Relationships
Leaving a Bad Family
Some people never change. If this is the case, it's okay to walk away.
Posted February 13, 2014 Reviewed by Ekua Hagan
Sometimes, as the Thomas Wolfe book says, "you can't go home again"—even though everything in you wishes you could. On the other hand, Jon Bon Jovi sings, “who says you can't go home?”
Well, for a few people in my practice, and some I have personally known, going home is not an option. If you are lucky enough to have been raised in a loving, loyal, mostly sane family and can maintain those connections, great.
However, if maltreatment, misunderstanding, and sadism superseded tenderness in the family of origin, if home was an unsafe place, it’s best for you to get out of there. In reality and in your mind.
Some families score high on the hostility scale. Whether this is expressed through passive-aggressive action or outward insult, it can decimate a growing self. Little injuries accumulated over time or a few big assaults flatten self-esteem, sap confidence, and compromise the ability to trust.
There is a therapeutic fantasy that talking (mirroring, validating empathizing) can cure the problem. But for severely afflicted families, dialogue does nothing and can even escalate the agony. Some people are too regressed to contain their meanness. If a couple of members are irrational, cruel, thrive on conflict or love a catfight, forget it. Combine this with no capacity for insight or self-reflection (some people just can’t look at themselves and see what they’ve done) it is a recipe for the destruction of souls.
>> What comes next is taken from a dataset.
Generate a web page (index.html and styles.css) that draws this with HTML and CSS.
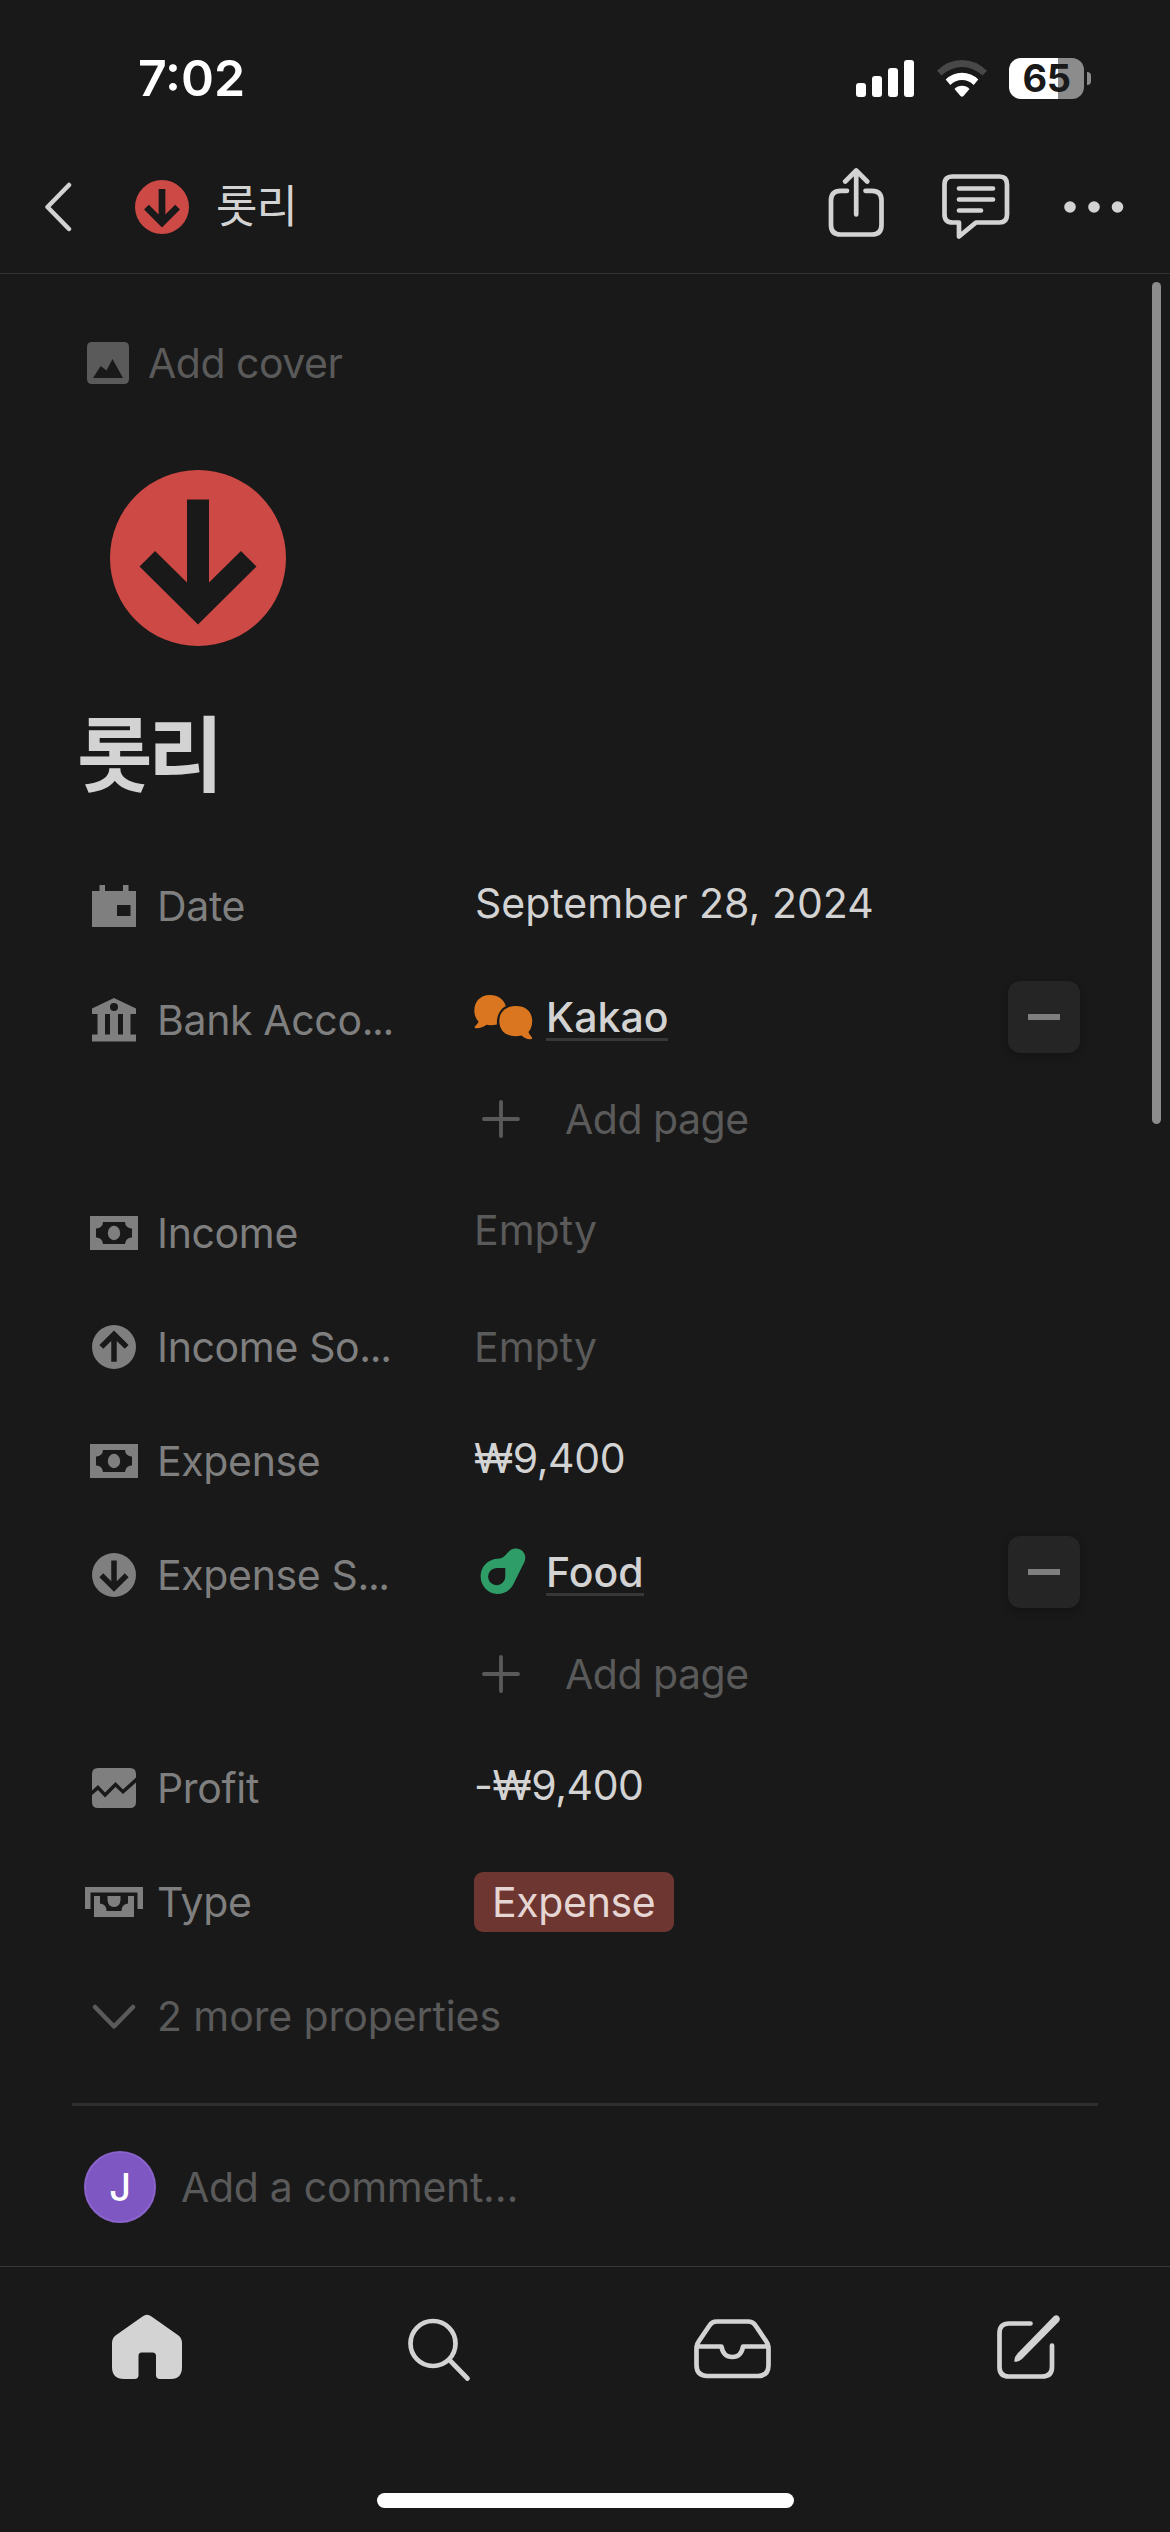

When people say, “Oh, it’s all just being part of a family, ” this is upsetting. They may not know any better so they think they are being helpful. Harassments can be hidden and known only by the target. It is incredibly painful to walk away because one does not want to accept the truth that given the rigid, denying personalities, the circumstances will never improve.
The wish for it to be different makes one cling. We think if we keep trying, if only we change our own behavior or explain things better, we can stop the madness. We hope, wish, believe that the supposed loved ones will see what they do and stop doing it. We twist the truth to give them higher status as a benevolent being but this is a trap. The knowledge that you cannot do anything about what they do may save your life.
As much as you wanted it to work and after you’ve tried every way of communicating, it is time to cut your losses. There is an innate need to belong to a clan, and it is counterintuitive to cut it off. It takes courage, massive autonomy, and the ability to tolerate aloneness. But when there is no choice, there is no choice.
People need support and encouragement to leave. It is crazy-making to have been tortured and then be expected to brush it off. One cannot violate one’s own truth. We maintain self-respect by holding our ground on the way we need to be treated. This is not about righteously claiming victim status but rather acknowledging a painful reality and dealing with it appropriately. Some people never change. If this is the case, self-protection means shutting the door forever.
Yes, all families have issues. People bicker, compete, want what the other has, feel less loved, feel left out. But when push comes to shove, a good family stands behind you, is there for you, and wants to know what you went through. They care. Not every family actually loves.
Psychologist David Celani writes in his book Leaving Home that the most difficult psychological task one can confront is separation from a bad family.
Here’s the good news: When you are free of the toxicity, you are open to loving others. A "family" of friends, co-workers, classmates, and teachers will fill in. You can create a life from your own value system, not the one you were born into. Even if it takes till 40 to figure out you were never cut from the same cloth, so be it. The good years as your True Self are ahead.
Establish a new clan by reaching out, sharing, asking about the other, and being a friend. Build new relationships. In-the-flesh meetings or quick, "how are you?" texts keep relationships going. If it’s awkward at first, it will get better. Better than what you came from.
The other good news is that throughout history, those with early injuries develop unusual strengths in later life. The wounds lead to generous, sometimes great actions. Suffering leads to strong character, practical success, and sensitivity to others.